In the Western world, the term is sometimes used in a derogatory way to refer to individuals who have allegedly exploited their followers' naiveté, particularly in certain tantra schools, self-help, hippie and new religious movements.[14]

Definition and etymology

The word guru (Sanskrit: गुरु), a noun, connotes "teacher" in Sanskrit, but in ancient Indian traditions it has contextual meanings with significance beyond what teacher means in English.[2] The guru is more than someone who teaches specific type of knowledge, and includes in its scope someone who is also a "counselor, a sort of parent of mind and soul, who helps mold values and experiential knowledge as much as specific knowledge, an exemplar in life, an inspirational source and who reveals the meaning of life."[2] The word has the same meaning in other languages derived from or borrowing words from Sanskrit, such as Hindi, Marathi, Punjabi, Tamil, Telugu, Kannada, Malayalam, Odia, Bengali, Gujarati and Nepali. The Malayalam term Acharyan or Asan is derived from the Sanskrit word Acharya.

As a noun the word means the imparter of knowledge (jñāna; also Pali: ñāna).

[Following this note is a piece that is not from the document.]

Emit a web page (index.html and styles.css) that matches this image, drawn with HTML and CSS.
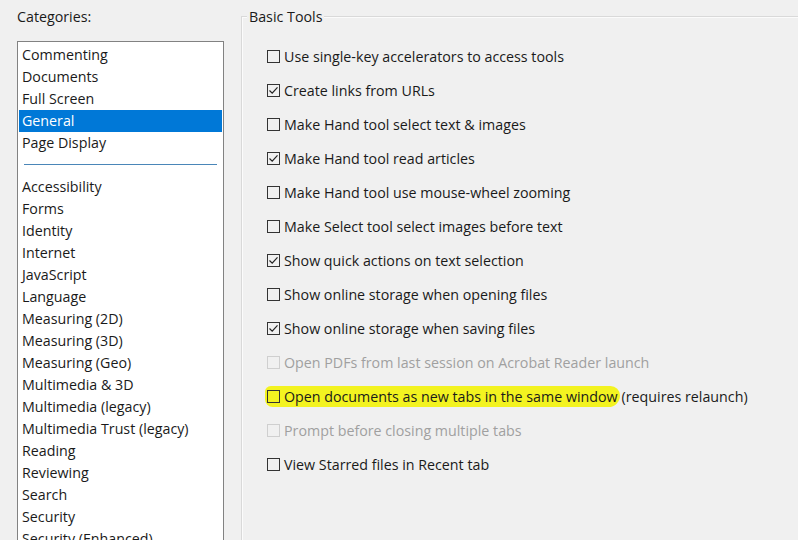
FILE: index.html
```html
<!DOCTYPE html>
<html>
<head>
<meta charset="utf-8">
<link rel="stylesheet" href="styles.css">
</head>
<body>
<div class="dialog">
  <div class="left">
    <div class="cat-label">Categories:</div>
    <div class="listbox">
      <div class="item">Commenting</div>
      <div class="item">Documents</div>
      <div class="item">Full Screen</div>
      <div class="item selected">General</div>
      <div class="item">Page Display</div>
      <div class="sep"></div>
      <div class="item">Accessibility</div>
      <div class="item">Forms</div>
      <div class="item">Identity</div>
      <div class="item">Internet</div>
      <div class="item">JavaScript</div>
      <div class="item">Language</div>
      <div class="item">Measuring (2D)</div>
      <div class="item">Measuring (3D)</div>
      <div class="item">Measuring (Geo)</div>
      <div class="item">Multimedia &amp; 3D</div>
      <div class="item">Multimedia (legacy)</div>
      <div class="item">Multimedia Trust (legacy)</div>
      <div class="item">Reading</div>
      <div class="item">Reviewing</div>
      <div class="item">Search</div>
      <div class="item">Security</div>
      <div class="item">Security (Enhanced)</div>
    </div>
  </div>
  <div class="group">
    <div class="legend">Basic Tools</div>
    <div class="options">
      <div class="opt"><span class="box"></span><span>Use single-key accelerators to access tools</span></div>
      <div class="opt"><span class="box"><svg viewBox="0 0 13 13" width="13" height="13"><polyline points="2.5,6.5 5.2,9.2 10.5,3.3" fill="none" stroke="#222" stroke-width="1.2"/></svg></span><span>Create links from URLs</span></div>
      <div class="opt"><span class="box"></span><span>Make Hand tool select text &amp; images</span></div>
      <div class="opt"><span class="box"><svg viewBox="0 0 13 13" width="13" height="13"><polyline points="2.5,6.5 5.2,9.2 10.5,3.3" fill="none" stroke="#222" stroke-width="1.2"/></svg></span><span>Make Hand tool read articles</span></div>
      <div class="opt"><span class="box"></span><span>Make Hand tool use mouse-wheel zooming</span></div>
      <div class="opt"><span class="box"></span><span>Make Select tool select images before text</span></div>
      <div class="opt"><span class="box"><svg viewBox="0 0 13 13" width="13" height="13"><polyline points="2.5,6.5 5.2,9.2 10.5,3.3" fill="none" stroke="#222" stroke-width="1.2"/></svg></span><span>Show quick actions on text selection</span></div>
      <div class="opt"><span class="box"></span><span>Show online storage when opening files</span></div>
      <div class="opt"><span class="box"><svg viewBox="0 0 13 13" width="13" height="13"><polyline points="2.5,6.5 5.2,9.2 10.5,3.3" fill="none" stroke="#222" stroke-width="1.2"/></svg></span><span>Show online storage when saving files</span></div>
      <div class="opt disabled"><span class="box"></span><span>Open PDFs from last session on Acrobat Reader launch</span></div>
      <div class="opt"><span class="hl"><span class="box"></span><span>Open documents as new tabs in the same window</span></span><span class="after">(requires relaunch)</span></div>
      <div class="opt disabled"><span class="box"></span><span>Prompt before closing multiple tabs</span></div>
      <div class="opt"><span class="box"></span><span>View Starred files in Recent tab</span></div>
    </div>
  </div>
</div>
</body>
</html>
```

FILE: styles.css
```css
html, body {
  margin: 0;
  padding: 0;
  background: #f0f0f0;
  width: 798px;
  height: 540px;
  overflow: hidden;
}
body {
  font-family: "Open Sans", "Noto Sans", sans-serif;
  font-size: 14.25px;
  color: #1a1a1a;
}
.dialog {
  display: flex;
  height: 540px;
}
.left {
  width: 224px;
  padding-left: 17px;
  padding-top: 6px;
  box-sizing: border-box;
  flex: none;
}
.cat-label {
  height: 22px;
  line-height: 22px;
  margin-bottom: 13px;
}
.listbox {
  background: #fff;
  border: 1px solid #828282;
  border-bottom: none;
  height: 520px;
  padding: 2px 1px 0 1px;
  box-sizing: border-box;
  overflow: hidden;
}
.item {
  height: 22px;
  line-height: 22px;
  padding-left: 3px;
  white-space: nowrap;
}
.item.selected {
  background: #0078d7;
  color: #fff;
}
.sep {
  height: 1px;
  background: #4a86b8;
  margin: 10px 5px 11px 5px;
}
.group {
  margin-left: 17px;
  margin-top: 16px;
  flex: 1;
  border-left: 1px solid #d9d9d9;
  border-top: 1px solid #d9d9d9;
  box-shadow: inset 1px 1px 0 #fbfbfb;
  position: relative;
}
.legend {
  position: absolute;
  left: 5px;
  top: -10px;
  background: #f0f0f0;
  padding: 0 2px;
  line-height: 20px;
}
.options {
  padding-top: 22px;
  padding-left: 25px;
}
.opt {
  height: 34px;
  display: flex;
  align-items: center;
  white-space: nowrap;
}
.box {
  width: 13px;
  height: 13px;
  border: 1px solid #333;
  box-sizing: border-box;
  background: transparent;
  margin-right: 4px;
  flex: none;
  position: relative;
}
.box svg {
  position: absolute;
  left: -1px;
  top: -1px;
}
.disabled {
  color: #a0a0a0;
}
.disabled .box {
  border-color: #cfcfcf;
}
.hl {
  display: flex;
  align-items: center;
  background: #f3f320;
  margin-left: -2px;
  padding-left: 2px;
  padding-right: 2px;
  height: 21px;
  border-radius: 6px 10px 12px 8px;
}
.after {
  margin-left: 2px;
}
```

As an adjective, it means 'heavy,' or 'weighty,' in the sense of "heavy with knowledge,"[Note 1] heavy with spiritual wisdom,[16] "heavy with spiritual weight,"[17] "heavy with the good qualities of scriptures and realization,"[18] or "heavy with a wealth of knowledge."[19] The word has its roots in the Sanskrit gri (to invoke, or to praise), and may have a connection to the word gur, meaning 'to raise, lift up, or to make an effort'.[20]

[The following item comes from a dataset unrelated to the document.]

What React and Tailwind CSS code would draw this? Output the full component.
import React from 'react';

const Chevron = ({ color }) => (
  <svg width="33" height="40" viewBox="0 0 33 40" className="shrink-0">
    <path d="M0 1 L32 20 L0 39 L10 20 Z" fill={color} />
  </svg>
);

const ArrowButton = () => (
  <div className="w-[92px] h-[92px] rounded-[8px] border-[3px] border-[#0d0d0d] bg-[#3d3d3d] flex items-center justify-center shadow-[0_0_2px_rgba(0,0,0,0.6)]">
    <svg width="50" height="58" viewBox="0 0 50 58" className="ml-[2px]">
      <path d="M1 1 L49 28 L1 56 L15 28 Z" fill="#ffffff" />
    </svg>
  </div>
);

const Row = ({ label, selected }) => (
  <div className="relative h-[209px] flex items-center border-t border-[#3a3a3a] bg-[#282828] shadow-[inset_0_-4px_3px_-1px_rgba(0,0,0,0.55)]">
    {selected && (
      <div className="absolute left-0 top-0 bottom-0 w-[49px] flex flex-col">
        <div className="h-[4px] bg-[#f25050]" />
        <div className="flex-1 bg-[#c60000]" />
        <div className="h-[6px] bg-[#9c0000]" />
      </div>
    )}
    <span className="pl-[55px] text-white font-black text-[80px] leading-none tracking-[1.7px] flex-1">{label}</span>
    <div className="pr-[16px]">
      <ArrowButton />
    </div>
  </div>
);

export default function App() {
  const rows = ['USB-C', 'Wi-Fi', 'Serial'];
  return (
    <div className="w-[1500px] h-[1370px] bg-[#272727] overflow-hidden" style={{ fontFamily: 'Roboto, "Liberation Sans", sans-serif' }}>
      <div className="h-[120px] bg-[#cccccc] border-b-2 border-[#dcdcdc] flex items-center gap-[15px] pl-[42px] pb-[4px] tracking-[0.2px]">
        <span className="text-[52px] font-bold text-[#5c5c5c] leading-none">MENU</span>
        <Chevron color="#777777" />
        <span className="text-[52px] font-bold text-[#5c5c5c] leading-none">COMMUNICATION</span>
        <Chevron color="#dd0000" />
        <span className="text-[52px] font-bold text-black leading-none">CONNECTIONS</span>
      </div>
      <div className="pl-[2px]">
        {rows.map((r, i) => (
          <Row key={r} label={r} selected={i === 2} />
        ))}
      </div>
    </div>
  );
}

Sanskrit guru is cognate with Latin gravis 'heavy; grave, weighty, serious'[21] and Greek βαρύς barus 'heavy'. All three derive from the Proto-Indo-European root *gʷerə-, specifically from the zero-grade form *gʷr̥ə-.[22]

Darkness and light

गुशब्दस्त्वन्धकारः स्यात्‌ रुशब्दस्तन्निरोधकः
अन्धकारनिरोधित्वात्‌ गुरुरित्यभिधीयते॥ १६॥

The syllable gu means darkness, the syllable ru, he who dispels them,
Because of the power to dispel darkness, the guru is thus named.

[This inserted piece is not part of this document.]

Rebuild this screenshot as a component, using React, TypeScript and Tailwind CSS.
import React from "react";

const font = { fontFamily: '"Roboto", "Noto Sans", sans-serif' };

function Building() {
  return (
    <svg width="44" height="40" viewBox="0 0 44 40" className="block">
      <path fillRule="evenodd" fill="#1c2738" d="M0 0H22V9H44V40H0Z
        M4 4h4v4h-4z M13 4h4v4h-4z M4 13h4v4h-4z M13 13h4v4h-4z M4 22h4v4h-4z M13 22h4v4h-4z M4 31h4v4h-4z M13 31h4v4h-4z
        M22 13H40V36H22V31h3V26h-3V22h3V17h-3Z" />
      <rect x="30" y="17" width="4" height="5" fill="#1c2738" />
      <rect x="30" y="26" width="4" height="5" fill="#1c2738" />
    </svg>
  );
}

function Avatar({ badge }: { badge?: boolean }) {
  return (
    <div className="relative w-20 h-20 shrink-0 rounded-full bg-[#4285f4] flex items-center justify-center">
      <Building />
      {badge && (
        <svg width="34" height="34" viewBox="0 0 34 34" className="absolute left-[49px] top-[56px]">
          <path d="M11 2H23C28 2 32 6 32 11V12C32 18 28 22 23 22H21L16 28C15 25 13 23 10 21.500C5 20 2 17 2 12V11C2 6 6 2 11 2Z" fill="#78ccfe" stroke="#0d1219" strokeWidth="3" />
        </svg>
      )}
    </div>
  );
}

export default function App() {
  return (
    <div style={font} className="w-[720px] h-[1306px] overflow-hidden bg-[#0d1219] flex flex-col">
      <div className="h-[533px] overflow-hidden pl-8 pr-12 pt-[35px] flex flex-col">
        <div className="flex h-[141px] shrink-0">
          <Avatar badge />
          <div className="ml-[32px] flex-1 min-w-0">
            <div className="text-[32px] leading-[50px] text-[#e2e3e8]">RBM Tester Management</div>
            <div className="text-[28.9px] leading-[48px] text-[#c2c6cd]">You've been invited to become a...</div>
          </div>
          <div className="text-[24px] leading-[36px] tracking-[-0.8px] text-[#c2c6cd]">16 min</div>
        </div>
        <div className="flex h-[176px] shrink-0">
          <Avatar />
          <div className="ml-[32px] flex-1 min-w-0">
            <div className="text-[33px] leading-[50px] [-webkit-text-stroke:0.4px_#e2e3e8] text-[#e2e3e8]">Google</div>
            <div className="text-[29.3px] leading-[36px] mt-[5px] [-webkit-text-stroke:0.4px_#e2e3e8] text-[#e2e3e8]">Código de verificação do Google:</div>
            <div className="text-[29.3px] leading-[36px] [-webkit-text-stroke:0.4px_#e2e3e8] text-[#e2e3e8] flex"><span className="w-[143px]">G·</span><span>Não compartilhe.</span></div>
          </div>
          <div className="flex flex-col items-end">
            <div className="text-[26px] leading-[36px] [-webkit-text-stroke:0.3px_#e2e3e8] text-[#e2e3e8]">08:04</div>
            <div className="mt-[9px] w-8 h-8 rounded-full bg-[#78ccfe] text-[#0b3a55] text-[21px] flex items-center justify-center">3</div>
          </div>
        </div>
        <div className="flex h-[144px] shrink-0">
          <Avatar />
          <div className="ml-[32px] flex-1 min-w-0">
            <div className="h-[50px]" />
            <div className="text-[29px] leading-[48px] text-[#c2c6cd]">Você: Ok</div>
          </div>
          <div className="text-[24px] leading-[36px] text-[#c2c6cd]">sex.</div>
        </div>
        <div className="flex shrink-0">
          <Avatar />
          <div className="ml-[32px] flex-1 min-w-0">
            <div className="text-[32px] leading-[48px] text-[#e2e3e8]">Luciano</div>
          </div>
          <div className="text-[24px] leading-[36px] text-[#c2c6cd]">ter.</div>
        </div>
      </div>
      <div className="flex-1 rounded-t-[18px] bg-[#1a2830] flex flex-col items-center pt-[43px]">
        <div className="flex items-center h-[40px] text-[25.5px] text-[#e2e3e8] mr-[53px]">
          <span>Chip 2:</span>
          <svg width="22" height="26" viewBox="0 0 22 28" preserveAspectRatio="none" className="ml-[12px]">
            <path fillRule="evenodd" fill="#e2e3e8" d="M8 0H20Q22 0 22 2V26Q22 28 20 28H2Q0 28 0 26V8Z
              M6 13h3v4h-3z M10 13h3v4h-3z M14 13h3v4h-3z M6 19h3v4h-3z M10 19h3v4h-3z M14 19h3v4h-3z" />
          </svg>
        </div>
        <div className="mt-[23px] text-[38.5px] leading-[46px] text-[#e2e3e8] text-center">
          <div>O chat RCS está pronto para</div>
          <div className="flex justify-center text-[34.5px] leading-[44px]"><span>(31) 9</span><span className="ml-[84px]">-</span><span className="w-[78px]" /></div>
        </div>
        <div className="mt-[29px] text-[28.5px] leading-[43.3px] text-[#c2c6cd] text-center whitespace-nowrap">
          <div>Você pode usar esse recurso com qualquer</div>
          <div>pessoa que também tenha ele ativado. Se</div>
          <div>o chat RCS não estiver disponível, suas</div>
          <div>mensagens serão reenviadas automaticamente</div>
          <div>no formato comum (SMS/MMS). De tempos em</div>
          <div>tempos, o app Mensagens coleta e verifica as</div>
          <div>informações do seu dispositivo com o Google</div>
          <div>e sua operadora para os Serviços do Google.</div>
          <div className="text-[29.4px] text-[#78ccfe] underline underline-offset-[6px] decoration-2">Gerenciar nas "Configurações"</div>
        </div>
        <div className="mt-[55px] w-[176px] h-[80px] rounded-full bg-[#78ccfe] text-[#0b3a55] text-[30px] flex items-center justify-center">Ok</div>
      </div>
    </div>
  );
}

A popular etymological theory considers the term "guru" to be based on the syllables gu (गु) and ru (रु), which it claims stands for darkness and "light that dispels it", respectively.[Note 2] The guru is seen as the one who "dispels the darkness of ignorance."[Note 3][Note 4][27]

Reender Kranenborg disagrees, stating that darkness and light have nothing to do with the word guru. He describes this as a folk etymology.[Note 5]

Joel Mlecko states, "Gu means ignorance, and Ru means dispeller," with guru meaning the one who "dispels ignorance, all kinds of ignorance", ranging from spiritual to skills such as dancing, music, sports and others.[29] Karen Pechelis states that, in the popular parlance, the "dispeller of darkness, one who points the way" definition for guru is common in the Indian tradition.[30]

In Western Esotericism and the Science of Religion, Pierre Riffard makes a distinction between "occult" and "scientific" etymologies, citing as an example of the former the etymology of 'guru' in which the derivation is presented as gu ("darkness") and ru ('to push away'); the latter he exemplifies by "guru" with the meaning of 'heavy'.[31]